## Exercise instructions
Write the data out again exactly, with no pictures.

........

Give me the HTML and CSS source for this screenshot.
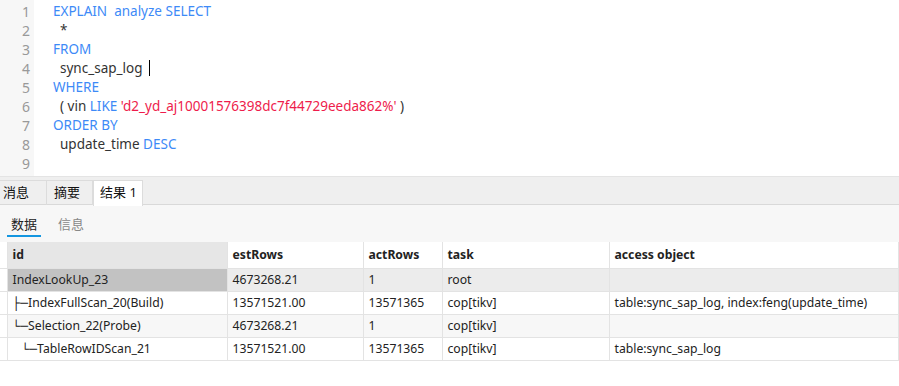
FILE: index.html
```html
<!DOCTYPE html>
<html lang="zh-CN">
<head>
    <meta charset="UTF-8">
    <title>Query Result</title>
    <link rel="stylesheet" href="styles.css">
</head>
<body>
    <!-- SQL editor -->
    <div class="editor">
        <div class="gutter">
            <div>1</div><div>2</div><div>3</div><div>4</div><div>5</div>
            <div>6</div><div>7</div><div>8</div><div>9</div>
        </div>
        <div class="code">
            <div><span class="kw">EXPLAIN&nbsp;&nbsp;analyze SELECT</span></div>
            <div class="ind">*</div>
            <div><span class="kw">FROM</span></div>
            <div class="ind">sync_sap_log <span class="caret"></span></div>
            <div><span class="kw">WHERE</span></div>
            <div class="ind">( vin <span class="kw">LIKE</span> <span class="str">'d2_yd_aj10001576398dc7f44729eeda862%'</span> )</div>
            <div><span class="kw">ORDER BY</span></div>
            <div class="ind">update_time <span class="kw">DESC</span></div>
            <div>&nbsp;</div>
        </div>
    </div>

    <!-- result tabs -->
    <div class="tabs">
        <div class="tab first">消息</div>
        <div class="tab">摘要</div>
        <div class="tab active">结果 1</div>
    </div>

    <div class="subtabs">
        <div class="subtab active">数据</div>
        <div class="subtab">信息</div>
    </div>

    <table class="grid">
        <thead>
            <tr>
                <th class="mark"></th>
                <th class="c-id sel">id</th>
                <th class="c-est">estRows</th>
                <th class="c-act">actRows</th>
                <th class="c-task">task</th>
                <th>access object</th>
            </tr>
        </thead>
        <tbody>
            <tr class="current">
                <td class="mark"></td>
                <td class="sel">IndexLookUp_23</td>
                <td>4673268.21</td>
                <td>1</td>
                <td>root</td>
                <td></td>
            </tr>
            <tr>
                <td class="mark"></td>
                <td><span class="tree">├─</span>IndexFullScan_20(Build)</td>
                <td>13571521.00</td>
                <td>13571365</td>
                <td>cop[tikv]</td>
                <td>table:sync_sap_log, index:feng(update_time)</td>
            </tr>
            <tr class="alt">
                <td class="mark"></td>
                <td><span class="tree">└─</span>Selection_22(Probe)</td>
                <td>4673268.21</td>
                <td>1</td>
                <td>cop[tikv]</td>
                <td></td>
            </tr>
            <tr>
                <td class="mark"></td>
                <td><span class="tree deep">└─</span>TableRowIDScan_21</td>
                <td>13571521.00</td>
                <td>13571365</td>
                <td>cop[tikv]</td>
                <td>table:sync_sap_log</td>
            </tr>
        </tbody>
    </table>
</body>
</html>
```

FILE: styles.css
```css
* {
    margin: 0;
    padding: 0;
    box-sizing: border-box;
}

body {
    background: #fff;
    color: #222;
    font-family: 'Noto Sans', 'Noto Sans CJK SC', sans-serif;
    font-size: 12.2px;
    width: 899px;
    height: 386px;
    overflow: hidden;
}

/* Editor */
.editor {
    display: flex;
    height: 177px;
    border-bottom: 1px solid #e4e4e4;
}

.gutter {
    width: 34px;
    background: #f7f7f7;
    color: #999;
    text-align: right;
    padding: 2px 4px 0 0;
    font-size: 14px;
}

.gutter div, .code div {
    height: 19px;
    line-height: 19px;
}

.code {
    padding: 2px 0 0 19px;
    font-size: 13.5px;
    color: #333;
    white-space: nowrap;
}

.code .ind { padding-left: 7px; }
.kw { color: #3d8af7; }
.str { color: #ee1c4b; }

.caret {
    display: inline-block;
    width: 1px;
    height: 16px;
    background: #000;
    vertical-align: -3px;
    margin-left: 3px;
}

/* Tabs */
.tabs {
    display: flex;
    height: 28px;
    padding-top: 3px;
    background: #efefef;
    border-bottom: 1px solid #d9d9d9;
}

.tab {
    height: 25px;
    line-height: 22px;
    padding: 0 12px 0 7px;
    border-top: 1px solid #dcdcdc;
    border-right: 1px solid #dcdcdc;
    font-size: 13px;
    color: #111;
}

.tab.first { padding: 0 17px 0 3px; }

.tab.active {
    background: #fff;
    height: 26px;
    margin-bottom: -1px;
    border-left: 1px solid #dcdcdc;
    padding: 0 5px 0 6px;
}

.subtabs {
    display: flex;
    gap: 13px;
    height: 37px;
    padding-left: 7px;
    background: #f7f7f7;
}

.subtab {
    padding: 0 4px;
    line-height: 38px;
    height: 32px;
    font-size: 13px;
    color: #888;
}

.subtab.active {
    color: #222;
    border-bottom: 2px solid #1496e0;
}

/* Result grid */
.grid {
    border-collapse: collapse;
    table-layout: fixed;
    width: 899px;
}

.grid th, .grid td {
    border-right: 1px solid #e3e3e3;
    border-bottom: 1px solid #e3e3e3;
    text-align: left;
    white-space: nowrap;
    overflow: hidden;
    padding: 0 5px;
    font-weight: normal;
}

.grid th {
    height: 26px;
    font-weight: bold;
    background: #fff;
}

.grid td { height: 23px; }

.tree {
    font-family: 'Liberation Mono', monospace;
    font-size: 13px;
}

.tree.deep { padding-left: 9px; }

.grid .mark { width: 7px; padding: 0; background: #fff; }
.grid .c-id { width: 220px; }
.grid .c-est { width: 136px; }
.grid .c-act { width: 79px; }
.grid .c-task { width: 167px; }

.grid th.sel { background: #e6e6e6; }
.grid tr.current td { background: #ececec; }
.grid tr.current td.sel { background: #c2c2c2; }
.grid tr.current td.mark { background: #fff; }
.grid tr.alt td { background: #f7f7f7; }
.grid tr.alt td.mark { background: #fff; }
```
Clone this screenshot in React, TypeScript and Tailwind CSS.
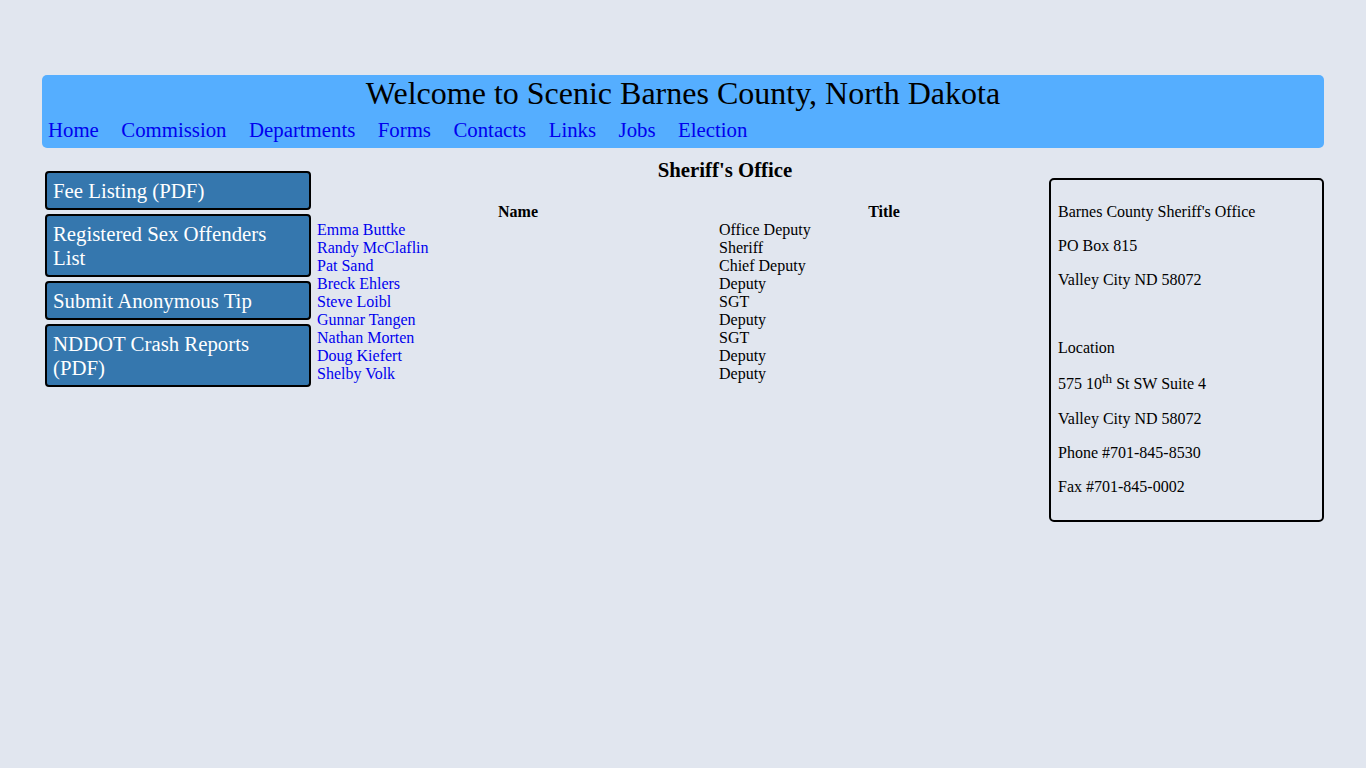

........

## Solution below
Give me the HTML and CSS source for this screenshot.
FILE: index.html
```html
<!DOCTYPE html>
<html lang="zh-CN">
<head>
    <meta charset="UTF-8">
    <title>Query Result</title>
    <link rel="stylesheet" href="styles.css">
</head>
<body>
    <!-- SQL editor -->
    <div class="editor">
        <div class="gutter">
            <div>1</div><div>2</div><div>3</div><div>4</div><div>5</div>
            <div>6</div><div>7</div><div>8</div><div>9</div>
        </div>
        <div class="code">
            <div><span class="kw">EXPLAIN&nbsp;&nbsp;analyze SELECT</span></div>
            <div class="ind">*</div>
            <div><span class="kw">FROM</span></div>
            <div class="ind">sync_sap_log <span class="caret"></span></div>
            <div><span class="kw">WHERE</span></div>
            <div class="ind">( vin <span class="kw">LIKE</span> <span class="str">'d2_yd_aj10001576398dc7f44729eeda862%'</span> )</div>
            <div><span class="kw">ORDER BY</span></div>
            <div class="ind">update_time <span class="kw">DESC</span></div>
            <div>&nbsp;</div>
        </div>
    </div>

    <!-- result tabs -->
    <div class="tabs">
        <div class="tab first">消息</div>
        <div class="tab">摘要</div>
        <div class="tab active">结果 1</div>
    </div>

    <div class="subtabs">
        <div class="subtab active">数据</div>
        <div class="subtab">信息</div>
    </div>

    <table class="grid">
        <thead>
            <tr>
                <th class="mark"></th>
                <th class="c-id sel">id</th>
                <th class="c-est">estRows</th>
                <th class="c-act">actRows</th>
                <th class="c-task">task</th>
                <th>access object</th>
            </tr>
        </thead>
        <tbody>
            <tr class="current">
                <td class="mark"></td>
                <td class="sel">IndexLookUp_23</td>
                <td>4673268.21</td>
                <td>1</td>
                <td>root</td>
                <td></td>
            </tr>
            <tr>
                <td class="mark"></td>
                <td><span class="tree">├─</span>IndexFullScan_20(Build)</td>
                <td>13571521.00</td>
                <td>13571365</td>
                <td>cop[tikv]</td>
                <td>table:sync_sap_log, index:feng(update_time)</td>
            </tr>
            <tr class="alt">
                <td class="mark"></td>
                <td><span class="tree">└─</span>Selection_22(Probe)</td>
                <td>4673268.21</td>
                <td>1</td>
                <td>cop[tikv]</td>
                <td></td>
            </tr>
            <tr>
                <td class="mark"></td>
                <td><span class="tree deep">└─</span>TableRowIDScan_21</td>
                <td>13571521.00</td>
                <td>13571365</td>
                <td>cop[tikv]</td>
                <td>table:sync_sap_log</td>
            </tr>
        </tbody>
    </table>
</body>
</html>
```

FILE: styles.css
```css
* {
    margin: 0;
    padding: 0;
    box-sizing: border-box;
}

body {
    background: #fff;
    color: #222;
    font-family: 'Noto Sans', 'Noto Sans CJK SC', sans-serif;
    font-size: 12.2px;
    width: 899px;
    height: 386px;
    overflow: hidden;
}

/* Editor */
.editor {
    display: flex;
    height: 177px;
    border-bottom: 1px solid #e4e4e4;
}

.gutter {
    width: 34px;
    background: #f7f7f7;
    color: #999;
    text-align: right;
    padding: 2px 4px 0 0;
    font-size: 14px;
}

.gutter div, .code div {
    height: 19px;
    line-height: 19px;
}

.code {
    padding: 2px 0 0 19px;
    font-size: 13.5px;
    color: #333;
    white-space: nowrap;
}

.code .ind { padding-left: 7px; }
.kw { color: #3d8af7; }
.str { color: #ee1c4b; }

.caret {
    display: inline-block;
    width: 1px;
    height: 16px;
    background: #000;
    vertical-align: -3px;
    margin-left: 3px;
}

/* Tabs */
.tabs {
    display: flex;
    height: 28px;
    padding-top: 3px;
    background: #efefef;
    border-bottom: 1px solid #d9d9d9;
}

.tab {
    height: 25px;
    line-height: 22px;
    padding: 0 12px 0 7px;
    border-top: 1px solid #dcdcdc;
    border-right: 1px solid #dcdcdc;
    font-size: 13px;
    color: #111;
}

.tab.first { padding: 0 17px 0 3px; }

.tab.active {
    background: #fff;
    height: 26px;
    margin-bottom: -1px;
    border-left: 1px solid #dcdcdc;
    padding: 0 5px 0 6px;
}

.subtabs {
    display: flex;
    gap: 13px;
    height: 37px;
    padding-left: 7px;
    background: #f7f7f7;
}

.subtab {
    padding: 0 4px;
    line-height: 38px;
    height: 32px;
    font-size: 13px;
    color: #888;
}

.subtab.active {
    color: #222;
    border-bottom: 2px solid #1496e0;
}

/* Result grid */
.grid {
    border-collapse: collapse;
    table-layout: fixed;
    width: 899px;
}

.grid th, .grid td {
    border-right: 1px solid #e3e3e3;
    border-bottom: 1px solid #e3e3e3;
    text-align: left;
    white-space: nowrap;
    overflow: hidden;
    padding: 0 5px;
    font-weight: normal;
}

.grid th {
    height: 26px;
    font-weight: bold;
    background: #fff;
}

.grid td { height: 23px; }

.tree {
    font-family: 'Liberation Mono', monospace;
    font-size: 13px;
}

.tree.deep { padding-left: 9px; }

.grid .mark { width: 7px; padding: 0; background: #fff; }
.grid .c-id { width: 220px; }
.grid .c-est { width: 136px; }
.grid .c-act { width: 79px; }
.grid .c-task { width: 167px; }

.grid th.sel { background: #e6e6e6; }
.grid tr.current td { background: #ececec; }
.grid tr.current td.sel { background: #c2c2c2; }
.grid tr.current td.mark { background: #fff; }
.grid tr.alt td { background: #f7f7f7; }
.grid tr.alt td.mark { background: #fff; }
```
Clone this screenshot in React, TypeScript and Tailwind CSS.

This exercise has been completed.